E’ veramente difficile per me scrivere una recensione su questo libro, non immaginate quanta difficoltà stia incontrando nel cercare le parole adatte per esprimervi quelel che sono le miei emozioni e le mie sensazioni in questo preciso momento.
Una sola cosa posso dirvi: per me, che venero Hemingway, questo libro è qualcosa di meraviglioso, di paradisiaco, quasi…in ogni sua pagina, in ogni sua parola leggo il confuso commiato di una figura grande e leggendaria.
In queste pagine percepisco nei suoi occhi la nostalgia con cui ritorna in quei boschi canori vicino a Roncisvalle, mi balzano agli occhi i molteplici aspetti del suo carattere, la sua ossessione per la morte, la sua enorme generosità, la sua immensa solitudine.
Ci sono molti brani che presentano affettuosi ritrattini dello scrittore e di quel grandioso uomo che Papa fu.
E’ un romanzo che rappresenta un pò tutto ciò che è stata la sua vita, la sua intera esistenza: l'amore per la sua compagna, l'avventura, l’amicizia, valore per cui nutriva un profondo rispetto e la sua Spagna, che lui tanto amava.
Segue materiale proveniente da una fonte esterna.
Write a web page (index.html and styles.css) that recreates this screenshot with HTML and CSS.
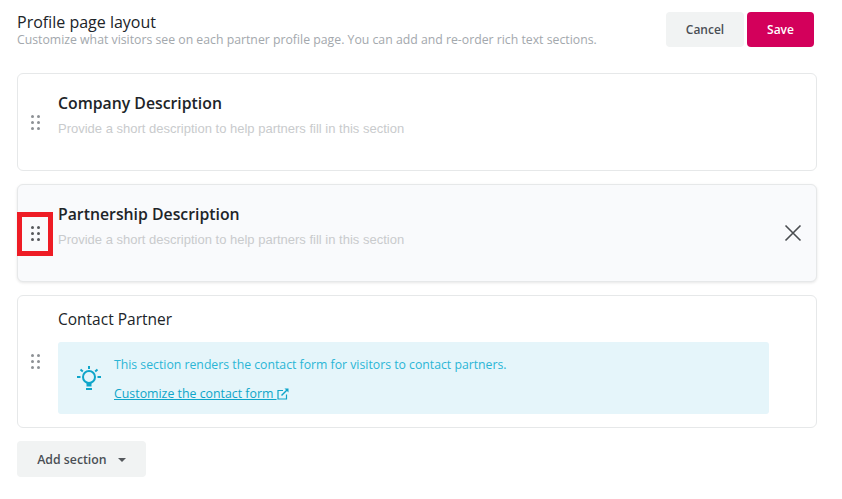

La sua sensibilità trova il culmine in questo suo romanzo, imbevuto di quel male di vivere che lo porterà, di lì a poco, alla morte.
Era un uomo profondamente sensibile Hemingway e solo, terribilmente solo, un uomo che nella sua vita ha cercato sempre di dire la verità e quando la depressione non gli ha lasciato più lo spazio per scrivere, ha preferito prendere il suo fucile e porre fine alla sua vita perchè, piuttosto che raccontare balle, ha preferito tacere.
Era un grandissimo scrittore, ma prima di tutto un grandissimo uomo e mi dispiace che in molti non l’abbiano mai capito, che si siano fermati solo a giudicare dietro le apparenze e le ideologie, tralasciando ciò che di buono ci ha lasciato questo immenso scrittore.
Grazie Papa, il mio unico rimpianto è stato quello di non aver avuto la possibilità di conoscerti, di guardarti negli occhi, di stringere la tua mano e dirti che lì, accanto a te, c’è una persona che condivide, in parte, la tua stessa solitudine.